By individual categories, the IEA seem to lean more towards overestimating production that
underestimating. In eight out of the ten categories analyzed in this chapter, the production was
overestimated more than 50% of the time (most ranging between 70-90%). Only the scenarios for
Russia and for NGL have underestimated production more frequently than overestimated. This is
mitigated to some extent in the Post 2008 Outlooks, but that may be due to a smaller data sample.
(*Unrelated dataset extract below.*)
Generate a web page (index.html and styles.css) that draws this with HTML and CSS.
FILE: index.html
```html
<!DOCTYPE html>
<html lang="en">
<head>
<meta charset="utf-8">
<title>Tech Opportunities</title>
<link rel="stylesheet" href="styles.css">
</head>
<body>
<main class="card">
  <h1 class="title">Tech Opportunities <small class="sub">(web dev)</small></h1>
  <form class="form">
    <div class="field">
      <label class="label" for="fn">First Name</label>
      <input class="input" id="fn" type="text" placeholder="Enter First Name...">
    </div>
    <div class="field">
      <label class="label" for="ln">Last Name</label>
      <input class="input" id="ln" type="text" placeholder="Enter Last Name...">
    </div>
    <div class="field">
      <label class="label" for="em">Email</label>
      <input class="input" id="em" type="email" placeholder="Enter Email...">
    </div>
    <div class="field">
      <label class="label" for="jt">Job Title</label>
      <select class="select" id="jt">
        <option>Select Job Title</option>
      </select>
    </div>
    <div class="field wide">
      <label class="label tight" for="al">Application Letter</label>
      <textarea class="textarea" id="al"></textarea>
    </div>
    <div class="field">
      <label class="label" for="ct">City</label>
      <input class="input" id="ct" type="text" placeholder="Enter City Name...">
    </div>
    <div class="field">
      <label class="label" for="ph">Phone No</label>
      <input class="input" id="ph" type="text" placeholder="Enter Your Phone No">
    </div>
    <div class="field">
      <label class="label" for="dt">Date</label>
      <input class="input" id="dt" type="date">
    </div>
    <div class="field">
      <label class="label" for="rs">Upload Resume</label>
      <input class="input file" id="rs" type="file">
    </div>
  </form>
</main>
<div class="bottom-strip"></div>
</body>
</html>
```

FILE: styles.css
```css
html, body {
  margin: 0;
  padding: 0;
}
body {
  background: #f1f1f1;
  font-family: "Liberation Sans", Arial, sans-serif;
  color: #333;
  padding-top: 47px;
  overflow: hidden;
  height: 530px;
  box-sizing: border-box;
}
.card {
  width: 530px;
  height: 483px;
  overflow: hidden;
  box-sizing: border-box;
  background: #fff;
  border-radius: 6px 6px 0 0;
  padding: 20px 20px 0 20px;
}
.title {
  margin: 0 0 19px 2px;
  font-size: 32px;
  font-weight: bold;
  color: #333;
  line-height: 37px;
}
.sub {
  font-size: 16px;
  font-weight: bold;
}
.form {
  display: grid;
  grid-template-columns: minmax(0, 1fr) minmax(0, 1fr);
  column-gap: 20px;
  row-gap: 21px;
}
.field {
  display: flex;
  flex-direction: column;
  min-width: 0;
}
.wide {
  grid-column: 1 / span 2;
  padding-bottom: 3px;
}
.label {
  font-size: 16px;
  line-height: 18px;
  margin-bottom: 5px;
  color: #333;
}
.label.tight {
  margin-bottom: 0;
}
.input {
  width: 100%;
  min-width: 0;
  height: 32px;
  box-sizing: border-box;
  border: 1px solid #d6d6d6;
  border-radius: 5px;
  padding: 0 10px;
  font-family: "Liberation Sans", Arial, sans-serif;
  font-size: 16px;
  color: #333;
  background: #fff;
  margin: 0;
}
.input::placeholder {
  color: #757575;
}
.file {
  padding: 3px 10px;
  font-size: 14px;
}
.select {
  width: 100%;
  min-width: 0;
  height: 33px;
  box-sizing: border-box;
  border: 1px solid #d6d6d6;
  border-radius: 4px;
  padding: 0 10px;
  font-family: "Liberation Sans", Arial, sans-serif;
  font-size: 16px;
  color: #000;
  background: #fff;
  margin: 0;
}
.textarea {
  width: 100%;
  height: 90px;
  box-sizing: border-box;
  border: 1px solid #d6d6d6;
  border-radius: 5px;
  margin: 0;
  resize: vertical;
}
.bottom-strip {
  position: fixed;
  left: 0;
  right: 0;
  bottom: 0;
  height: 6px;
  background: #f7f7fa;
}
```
In conclusion, the track record analysis is subject to uncertainties such as lack of sufficient data points
for some scenarios and the effects of interpolation. However, it is still useful as a tool for quantifying
some of the findings in this report. It is observed that in general the IEA scenarios get more inaccurate
the more years pass by and that the IEA, especially for earlier Outlooks, has overestimated scenarios
to a much greater extent than underestimated them. It is also to some extent quantified that the Post
2008 Outlooks are more accurate than their earlier counterparts.
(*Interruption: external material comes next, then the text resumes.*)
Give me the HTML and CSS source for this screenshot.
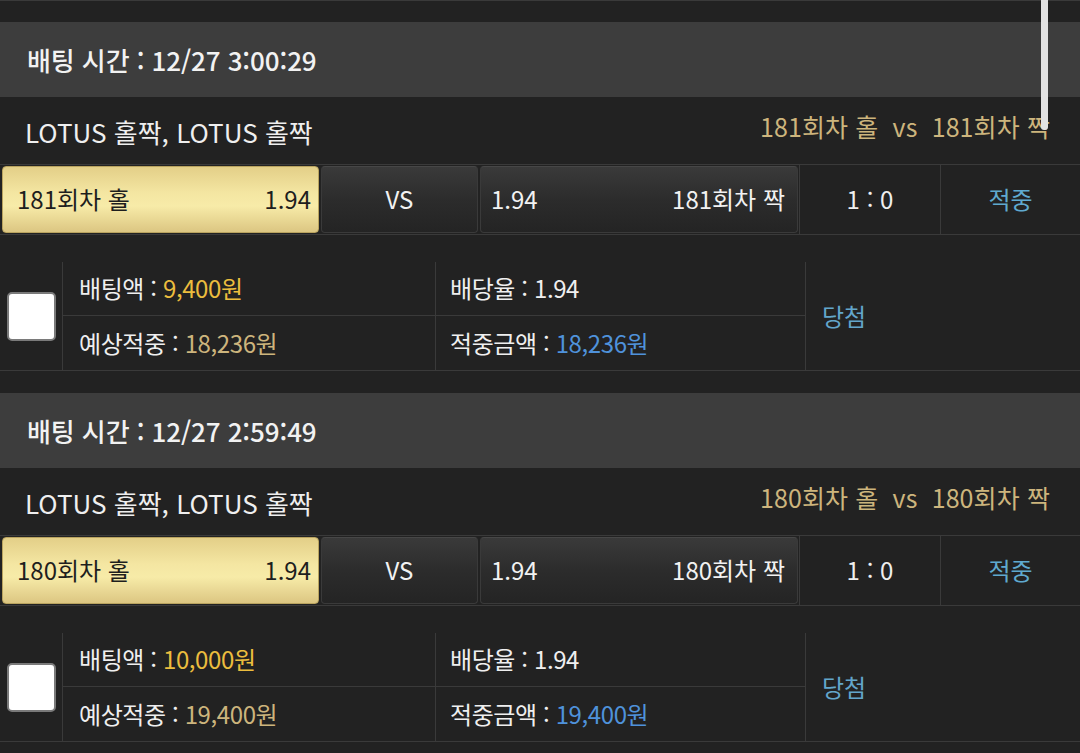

5 Remodeling and extrapolation
The New Policies Scenario in WEO2013 predicts that global oil supply will continue to rise steadily until
the end of the scenario period, reaching 98.1 Mb/d by 2035 (excluding processing gains and biofuels).
45
In chapter 3.4 and related subchapters the scenarios for WEO2013 are compared mainly to the
criticized WEO2008 Reference scenario, applying said criticism to the WEO2013 outlook. In reviewing
the WEO2013 main scenario in detail, no assumptions that could be viewed as unrealistic have been
found, although it should be argued that they are in some cases somewhat optimistic. This perceived
optimism notwithstanding, the WEO2013 New Policies Scenario can be accepted as a plausible future
for global oil supply.
There are however still some issues to raise in regards to said optimism, and to the sensitive nature of
some of the areas that have been analyzed. Chapter 5.1 features a remodeling of the WEO2013
scenario, with some rather modest changes to what is viewed as IEAs most optimistic assumptions. In
chapter 5.2 a long-term extrapolation to 2100 of both the WEO2013 scenario and the reevaluated
model is presented, using resource data found in WEO2013. Chapter 5.3 features a sensitivity analysis
on the scenarios, viewing the effects of, for example, changes to the URR in both the Alternative
scenario and the WEO2013 scenario.
5.1 The Alternative scenario
The changes to the WEO2013 New Policies Scenario are based on data gathered from the report and
the findings in chapter 3.4 and associated subchapters. Reviewing the changes in order by type of oil:
Crude Oil
-
-
-
-
Fields currently producing – the applied decline rates on fields currently in production is well
in line with other sources and empirical studies (Höök et al., 2014a; Jackson and Smith, 2014).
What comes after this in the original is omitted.